Constraints on Halo Gas Profiles from Joint kSZ and Galaxy Clustering Analysis of ACT DR6 and CMASS

TL;DR

This paper presents a joint analysis of kSZ and galaxy clustering data from ACT DR6 and CMASS to measure halo gas profiles, revealing a more extended gas distribution than simulations suggest.

Contribution

It introduces a method to reconstruct halo optical depth profiles by breaking degeneracies, providing new insights into baryonic feedback effects.

Findings

kSZ signal detected with S/N of 7.2 at 2 arcmin aperture

Full profile rejects no-kSZ hypothesis at 8.7 sigma

Observed gas profiles are more extended than in simulations

Abstract

We measure the kinetic Sunyaev-Zel'dovich (kSZ) signal through a joint analysis of the pairwise kSZ effect and galaxy clustering using CMASS galaxies and ACT DR6 maps. This approach breaks degeneracies between the optical depth and nuisance parameters, enabling a reconstruction of the halo optical depth profile as a function of aperture scale.
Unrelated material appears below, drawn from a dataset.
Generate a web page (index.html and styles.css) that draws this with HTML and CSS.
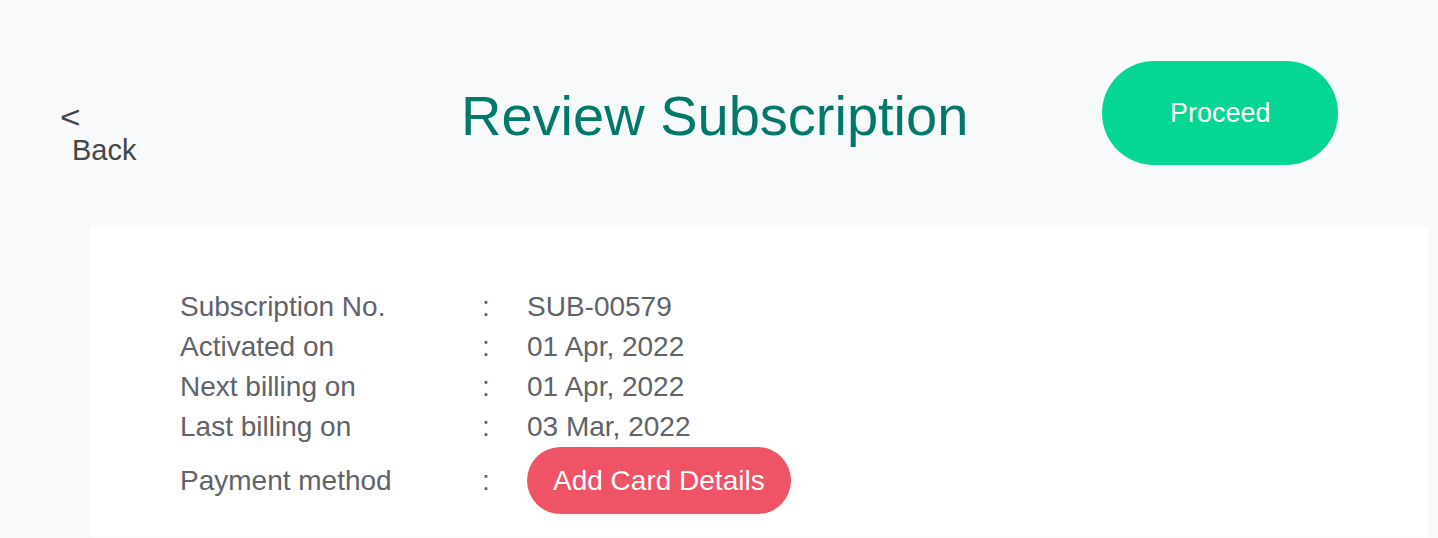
FILE: index.html
```html
<!DOCTYPE html>
<html lang="en">
<head>
<meta charset="utf-8">
<title>Review Subscription</title>
<link rel="stylesheet" href="styles.css">
</head>
<body>
<div class="page">
  <header class="header">
    <a class="back" href="#">
      <span class="back-arrow">&lt;</span>
      <span class="back-label">Back</span>
    </a>
    <h1 class="title">Review Subscription</h1>
    <button class="btn-proceed" type="button">Proceed</button>
  </header>
  <section class="card">
    <div class="details">
      <div class="label">Subscription No.</div><div class="colon">:</div><div class="value">SUB-00579</div>
      <div class="label">Activated on</div><div class="colon">:</div><div class="value">01 Apr, 2022</div>
      <div class="label">Next billing on</div><div class="colon">:</div><div class="value">01 Apr, 2022</div>
      <div class="label">Last billing on</div><div class="colon">:</div><div class="value">03 Mar, 2022</div>
      <div class="label label-pay">Payment method</div><div class="colon label-pay">:</div><div class="value"><button class="btn-card" type="button">Add Card Details</button></div>
    </div>
  </section>
</div>
</body>
</html>
```

FILE: styles.css
```css
html, body {
  margin: 0;
  padding: 0;
  background: #f8f9fb;
  font-family: "Liberation Sans", Arial, sans-serif;
}

.header {
  display: flex;
  align-items: flex-start;
  padding: 61px 0 0 60px;
}

.back {
  flex: 0 0 401px;
  display: flex;
  flex-direction: column;
  align-items: flex-start;
  margin-top: 40px;
  font-size: 29px;
  line-height: 33px;
  color: #454545;
  text-decoration: none;
}

.back-arrow {
  display: inline-block;
  font-size: 32px;
  transform: scaleX(1.1);
  transform-origin: left center;
}

.back-label {
  margin-left: 12px;
}

.title {
  margin: 23px 0 0 0;
  font-size: 56px;
  line-height: 64px;
  font-weight: normal;
  color: #00786a;
}

.btn-proceed {
  margin-left: 134px;
  width: 236px;
  height: 104px;
  border: none;
  border-radius: 52px;
  background: #05d694;
  color: #ffffff;
  font-family: "Liberation Sans", Arial, sans-serif;
  font-size: 27px;
  padding: 0;
  cursor: pointer;
}

.card {
  margin: 60px 10px 0 90px;
  background: #ffffff;
  padding: 60px 0 23px 90px;
}

.details {
  display: grid;
  grid-template-columns: 301px 46px auto;
  font-size: 28px;
  line-height: 40px;
  color: #606367;
}

.colon {
  padding-left: 1px;
}

.label-pay {
  align-self: center;
}

.value {
  display: flex;
  align-items: center;
}

.btn-card {
  height: 67px;
  padding: 0 26px;
  border: none;
  border-radius: 34px;
  background: #ee5366;
  color: #ffffff;
  font-family: "Liberation Sans", Arial, sans-serif;
  font-size: 28px;
  cursor: pointer;
}
```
The kSZ signal reaches its highest signal-to-noise ratio of 7.2 at an aperture radius of $\theta_{\rm AP} = 2$ arcmin, while the full profile rejects the no-kSZ hypothesis at $8.7\sigma$. Applying the same analysis pipeline to the Websky simulation, we find that the observed optical depth profile is somewhat more extended than the simulated one. This difference suggests that baryonic feedback in the real Universe may be stronger and redistribute gas to larger radii more efficiently than modeled in the simulation, although residual systematic effects and modeling uncertainties remain to be further investigated.